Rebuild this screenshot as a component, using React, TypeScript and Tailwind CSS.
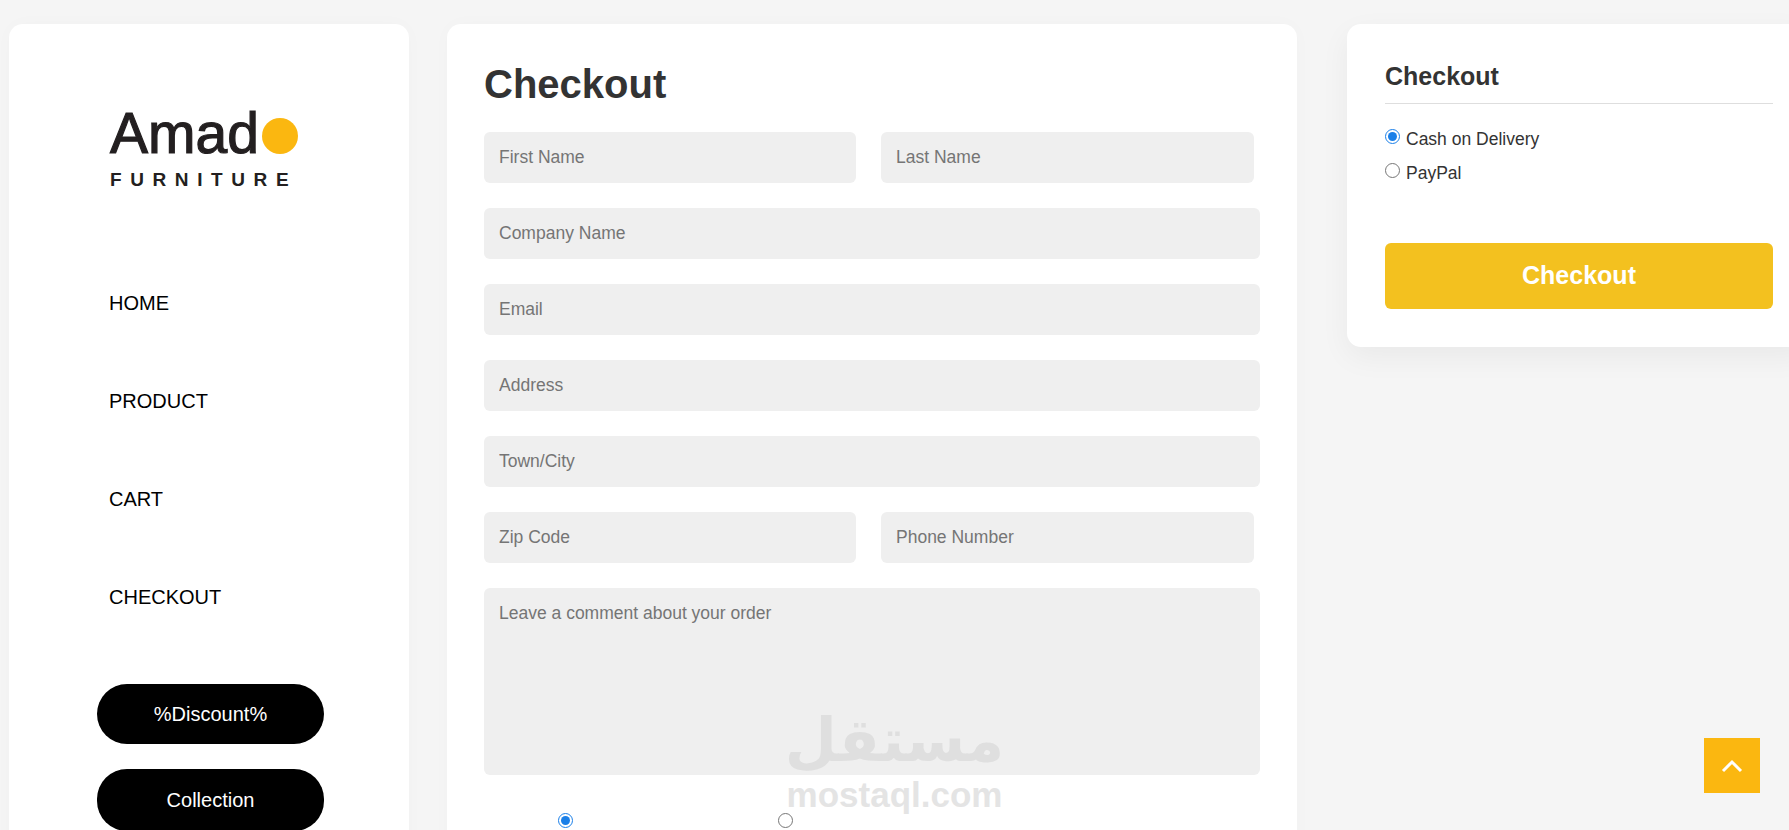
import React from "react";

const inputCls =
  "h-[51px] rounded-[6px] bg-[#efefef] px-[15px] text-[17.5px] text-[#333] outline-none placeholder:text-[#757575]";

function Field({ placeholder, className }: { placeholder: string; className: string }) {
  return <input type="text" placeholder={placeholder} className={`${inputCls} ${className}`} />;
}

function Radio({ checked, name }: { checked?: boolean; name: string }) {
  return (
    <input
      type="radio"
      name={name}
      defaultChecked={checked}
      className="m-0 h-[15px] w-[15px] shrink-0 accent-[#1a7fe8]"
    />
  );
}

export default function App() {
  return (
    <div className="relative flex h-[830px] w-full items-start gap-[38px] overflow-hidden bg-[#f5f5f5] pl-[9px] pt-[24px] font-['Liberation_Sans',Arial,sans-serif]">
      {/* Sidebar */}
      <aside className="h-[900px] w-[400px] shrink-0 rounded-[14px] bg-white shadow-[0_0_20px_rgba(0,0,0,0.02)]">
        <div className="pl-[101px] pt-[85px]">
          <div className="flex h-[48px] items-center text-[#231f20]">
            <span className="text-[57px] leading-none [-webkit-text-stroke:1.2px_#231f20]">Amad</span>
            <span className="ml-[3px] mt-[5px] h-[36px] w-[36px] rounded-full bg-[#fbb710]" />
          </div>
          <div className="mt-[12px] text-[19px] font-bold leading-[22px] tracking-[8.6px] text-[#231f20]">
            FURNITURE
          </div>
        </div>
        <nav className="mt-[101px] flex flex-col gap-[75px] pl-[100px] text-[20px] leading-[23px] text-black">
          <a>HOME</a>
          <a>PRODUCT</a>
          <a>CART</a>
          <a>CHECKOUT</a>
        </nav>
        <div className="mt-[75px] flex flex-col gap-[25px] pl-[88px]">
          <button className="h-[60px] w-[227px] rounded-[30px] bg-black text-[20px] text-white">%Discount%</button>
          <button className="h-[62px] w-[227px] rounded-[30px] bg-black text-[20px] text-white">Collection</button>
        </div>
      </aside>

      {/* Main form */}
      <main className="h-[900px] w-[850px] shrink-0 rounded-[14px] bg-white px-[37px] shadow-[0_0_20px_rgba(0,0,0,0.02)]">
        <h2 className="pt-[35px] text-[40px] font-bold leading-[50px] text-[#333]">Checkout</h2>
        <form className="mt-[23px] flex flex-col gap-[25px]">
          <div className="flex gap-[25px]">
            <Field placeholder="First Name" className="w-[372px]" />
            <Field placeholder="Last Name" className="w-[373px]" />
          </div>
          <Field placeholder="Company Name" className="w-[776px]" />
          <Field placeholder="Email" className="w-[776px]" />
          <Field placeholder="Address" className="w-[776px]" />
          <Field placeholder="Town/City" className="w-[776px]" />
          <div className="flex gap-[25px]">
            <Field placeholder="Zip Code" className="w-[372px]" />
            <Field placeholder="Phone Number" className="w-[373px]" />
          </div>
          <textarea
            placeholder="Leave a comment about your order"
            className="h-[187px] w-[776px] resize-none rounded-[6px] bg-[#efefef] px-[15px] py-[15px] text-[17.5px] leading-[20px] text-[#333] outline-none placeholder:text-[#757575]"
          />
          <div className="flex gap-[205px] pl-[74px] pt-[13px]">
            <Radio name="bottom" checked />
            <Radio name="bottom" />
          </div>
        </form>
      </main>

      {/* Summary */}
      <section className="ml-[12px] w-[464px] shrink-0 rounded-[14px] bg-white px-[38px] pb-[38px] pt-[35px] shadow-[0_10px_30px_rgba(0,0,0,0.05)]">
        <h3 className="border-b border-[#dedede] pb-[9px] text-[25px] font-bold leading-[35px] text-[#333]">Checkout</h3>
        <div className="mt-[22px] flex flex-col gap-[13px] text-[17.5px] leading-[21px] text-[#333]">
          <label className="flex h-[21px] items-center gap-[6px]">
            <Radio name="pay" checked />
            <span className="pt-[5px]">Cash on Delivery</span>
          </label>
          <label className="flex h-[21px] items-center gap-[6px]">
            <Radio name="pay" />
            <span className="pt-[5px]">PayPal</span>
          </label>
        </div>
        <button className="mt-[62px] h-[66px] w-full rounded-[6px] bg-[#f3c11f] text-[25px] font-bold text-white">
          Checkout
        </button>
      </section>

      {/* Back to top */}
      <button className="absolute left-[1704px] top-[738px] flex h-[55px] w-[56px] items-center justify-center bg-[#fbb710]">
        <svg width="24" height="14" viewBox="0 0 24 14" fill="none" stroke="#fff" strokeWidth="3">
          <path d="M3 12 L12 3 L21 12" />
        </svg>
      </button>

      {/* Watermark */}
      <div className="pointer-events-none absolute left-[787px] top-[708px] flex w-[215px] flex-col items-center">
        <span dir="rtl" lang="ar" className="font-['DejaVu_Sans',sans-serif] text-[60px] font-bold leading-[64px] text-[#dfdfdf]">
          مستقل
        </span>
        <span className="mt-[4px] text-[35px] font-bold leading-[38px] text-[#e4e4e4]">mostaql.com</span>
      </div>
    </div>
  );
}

- WRITTEN EXERCISE -
Where a line holds "React", copy it out.

- SOLUTION TO THIS PROBLEM -
Rebuild this screenshot as a component, using React, TypeScript and Tailwind CSS.
import React from "react";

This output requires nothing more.